Saturday, February 20, 2010

Those Little Holes

I occasionally find myself with free time while at work. It's especially so on these snowy days when the wind blows thick sprays of snow across the roads, startling you as you're driving in your car. All around you there is a blinding whiteness and for a moment you feel a gripping fear. When you can finally see, a relief settles, and you slow down with the rest of traffic.

My patients sometimes cancel their appointments on these days, and I don't blame them. My once full day is then pocketed with welcome idleness. Twenty minutes here, a five minute respite there, and sometimes there's even a full uninterrupted hour.

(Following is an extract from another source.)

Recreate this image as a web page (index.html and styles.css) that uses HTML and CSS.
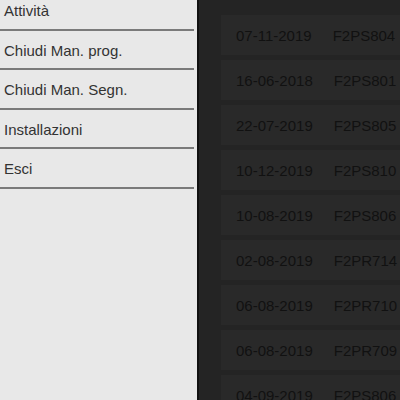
FILE: index.html
```html
<!DOCTYPE html>
<html lang="it">
<head>
    <meta charset="UTF-8">
    <meta name="viewport" content="width=device-width, initial-scale=1.0">
    <title>Interventi</title>
    <link rel="stylesheet" href="styles.css">
</head>
<body>

<div class="layout">
    <nav class="sideMenu">
        <ul class="menuList">
            <li class="menuItem">Attività</li>
            <li class="menuItem">Chiudi Man. prog.</li>
            <li class="menuItem">Chiudi Man. Segn.</li>
            <li class="menuItem">Installazioni</li>
            <li class="menuItem">Esci</li>
        </ul>
    </nav>

    <main class="content">
        <div class="rowList">
            <div class="row"><span class="date">07-11-2019</span><span class="code">F2PS804</span></div>
            <div class="row"><span class="date">16-06-2018</span><span class="code">F2PS801</span></div>
            <div class="row"><span class="date">22-07-2019</span><span class="code">F2PS805</span></div>
            <div class="row"><span class="date">10-12-2019</span><span class="code">F2PS810</span></div>
            <div class="row"><span class="date">10-08-2019</span><span class="code">F2PS806</span></div>
            <div class="row"><span class="date">02-08-2019</span><span class="code">F2PR714</span></div>
            <div class="row"><span class="date">06-08-2019</span><span class="code">F2PR710</span></div>
            <div class="row"><span class="date">06-08-2019</span><span class="code">F2PR709</span></div>
            <div class="row"><span class="date">04-09-2019</span><span class="code">F2PS806</span></div>
        </div>
    </main>
</div>

</body>
</html>
```

FILE: styles.css
```css
body {
    font-family: "Liberation Sans", Arial, sans-serif;
    margin: 0;
    padding: 0;
    background-color: #242424;
    overflow: hidden;
}

.layout {
    display: flex;
    height: 400px;
}

.sideMenu {
    width: 197px;
    flex-shrink: 0;
    background-color: #e8e8e8;
    border-right: 2px solid #111111;
}

.menuList {
    list-style: none;
    margin: -9px 0 0 0;
    padding: 0;
    width: 194px;
}

.menuItem {
    height: 37.5px;
    line-height: 39px;
    padding-left: 4px;
    font-size: 15px;
    color: #333333;
    border-bottom: 2px solid #7a7a7a;
}

.content {
    flex: 1;
    overflow: hidden;
}

.rowList {
    margin: 15px 0 0 22px;
    display: flex;
    flex-direction: column;
    gap: 5px;
}

.row {
    height: 40px;
    display: flex;
    align-items: center;
    gap: 19px;
    padding-left: 15px;
    background-color: #292929;
    font-size: 15px;
    color: #111111;
    white-space: nowrap;
}

.code {
    margin-left: 2px;
}
```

I like these breaks in my day: I sip my mug of unfinished Jasmine Pearls green tea, left over from lunch; I chat with my colleague, and we launch into a discussion of the books we are reading at home.

These moments energize me. They contrast with the unceasing flow of activity, the hours that run into each other, unrelieved by restful pauses. I spend the time with my patient, immersed in the interaction, each individual unique with her needs, his pain. I emerge from my examining room, often desiring a pause to imbibe the experience freshly received, a chance to reflect a little on its import.

But there is no time to do so. The day pushes forward in a whirl, and I find myself unwittingly on a treadmill.

So when I do have these holes in my schedule, I find them precious, careful not to fritter them away. To emerge from them with renewed vigor, to clear away the skeins of cobwebs that accumulate, those are my hopes.

The computer sits tantalizingly on my desk, on-line news and lighter fare mere clicks away. I try to resist, knowing from experience that these distractions ruffle rather than calm, dull rather than sharpen the senses.

I have in my desk drawer, stashed between script pads and insurance forms, a book of poetry. During an unencumbered moment - between seeing patients - I read a poem. As I put the book down, getting ready to see my next patient, I feel the musicality of the verses, the humanity in them.

Or I brew another pot of tea, if time permits. If it's later in the afternoon, the tea may be Silver Needles, a white tea. Sometimes, I have maxed out on my ration of caffeine for the day and so I brew a pot of blueberry rooibos. I feel the warmth of the mug in my hands; I gaze at the watercolor of the azure-blue sky and water tacked on the wall above my desk.

Sometimes, I just sit at my desk, sipping from my mug, not looking at anything. I think about my patient I just saw. I still see her face, alternately sheepish and defiant because she is still smoking. She has emphysema and is unable to walk for more than a few yards without becoming winded. Her daughter sits nearby and shakes her head from time to time as her mom emphatically tells me, "I am really near quitting. I just need to cut down at my own pace."

The patient's daughter has heard this before, many times in this office, and she sighs, leaning back in her chair. My patient puts on her coat as our visit ends. She gives me a hug and tells me that maybe when I see her in three months, she will surprise me with good news.

1 comment:

Marilyn said...

I hope your patient does surprise you in three months. Enjoy those special quiet moments.